Arquitectura

Texto produzido para o website do Atelier de Arquitectura, em defesa da relação harmoniosa que deve existir entre a Arquitectura , a Arte e a Ciência.

ARQUITECTURA
As suspeitas parecem confirmar-se. A Arquitectura e a Música são amantes. Partilham o mesmo leito desde sempre. Goethe bem dizia que a Arquitectura é Música petrificada. Ou, inversamente, que a Música é Arquitectura sonora. É curiosa esta relação entre as duas artes. Stravinsky, o autor da Sagração da Primavera, escreveu nas suas Crónicas da Minha Vida que não é possível precisar melhor a sensação produzida pela música do que identificando-a com a que provoca em nós a contemplação do jogo das formas arquitectónicas; Siegfried Wagner, filho do grande Richard do mesmo nome e neto de Franz Lizt, hesitou muito tempo entre a arquitectura e a música. Optou pela segunda e, a acreditar na falta de intemporalidade das suas óperas, talvez tenha cometido um erro grosseiro. Ou então, optou bem, e a Arquitectura agradece, com deferência.
 
A Matemática, companheira fiel da Música e sua intérprete científica, há longos anos que conhecia a relação incestuosa entre a Arquitectura e a Música. Foi compreensiva. Condescendente. Promíscua, até, no silêncio da denúncia.
 
As outras artes, como a Pintura, Escultura, Literatura e até o Cinema, sétimo filho e bem mais novo que as irmãs, partilhavam com as ciências fundamentais, como a Física e a Química, o segredo do adultério.
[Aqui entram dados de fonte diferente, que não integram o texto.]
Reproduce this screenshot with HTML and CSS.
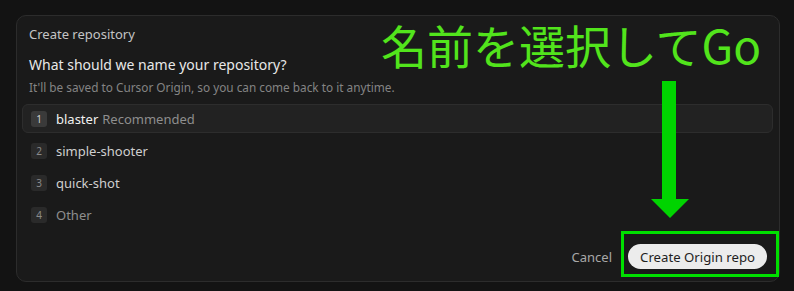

Não foram poucas as vezes que se avistavam, em grupos de dois, três ou quatro, num local recatado e impermeável a ouvidos indiscretos, coscuvilhando o escândalo da traição.
 
A indignação maior vinha da Literatura, que usava o domínio mais-que-perfeito da palavra para lançar na mesa da conversa todas as inconfidências que conhecia. A Escultura raramente fazia comentários e distraía-se, amiudadas vezes, na contemplação da beleza das suas próprias formas e na presença majestática do seu volume; a Pintura, na maior parte desses encontros entre pares, repetia frequentemente que estava nas tintas para o que sucedia e só prestava atenção ao colorido dos factos; o Cinema – esse – revelava-se o mais inventivo nas conjecturas e fazia sempre um filme da relação entre as duas Artes, ora dramático, ora cómico, numa sucessão imaginativa sem limites e prenhe de efeitos especiais.
 
A Física e a Química, velhas amigas da Matemática, lamentavam com sinceridade a situação delicada da ciência das ciências. A primeira, com a mania de vice-rei das ciências, mostrava-se adepta de uma solução radical e valia-se das equações de Newton para advogar o uso da força bruta e colocar a Música no seu devido lugar; a Química, mais sentimental, só falava em feromonas e no poder afrodisíaco de algumas substâncias que, quando bem combinadas, fazem nascer até o mais improvável dos amores, num regresso saudoso à época em que era conhecida por Alquimia.
 
Mas a Arquitectura tinha as suas razões. Não fazia alarde delas, mas sabia, conscientemente, que se tinha de relacionar intimamente com todas as Artes e Ciências. E pouco se importava com os contos e ditos. Desde Vitrúvio, com a sua tríade, que se habituara a ser alvo de todas as polémicas e já nada a apoquentava. A Arquitectura soube sempre, que nada seria sem o rigor da Matemática, Física e Química na edificação das suas construções; que nada seria sem as Artes Plásticas na construção de formas e imagens reveladoras de uma estética singular e até poética. A organização do espaço e dos seus elementos não é obra de apenas uma arte ou ciência. Resulta do contributo harmonioso de todos, num modo semelhante ao funcionamento de uma orquestra. Promiscuidade? Não! Apenas Arquitectura.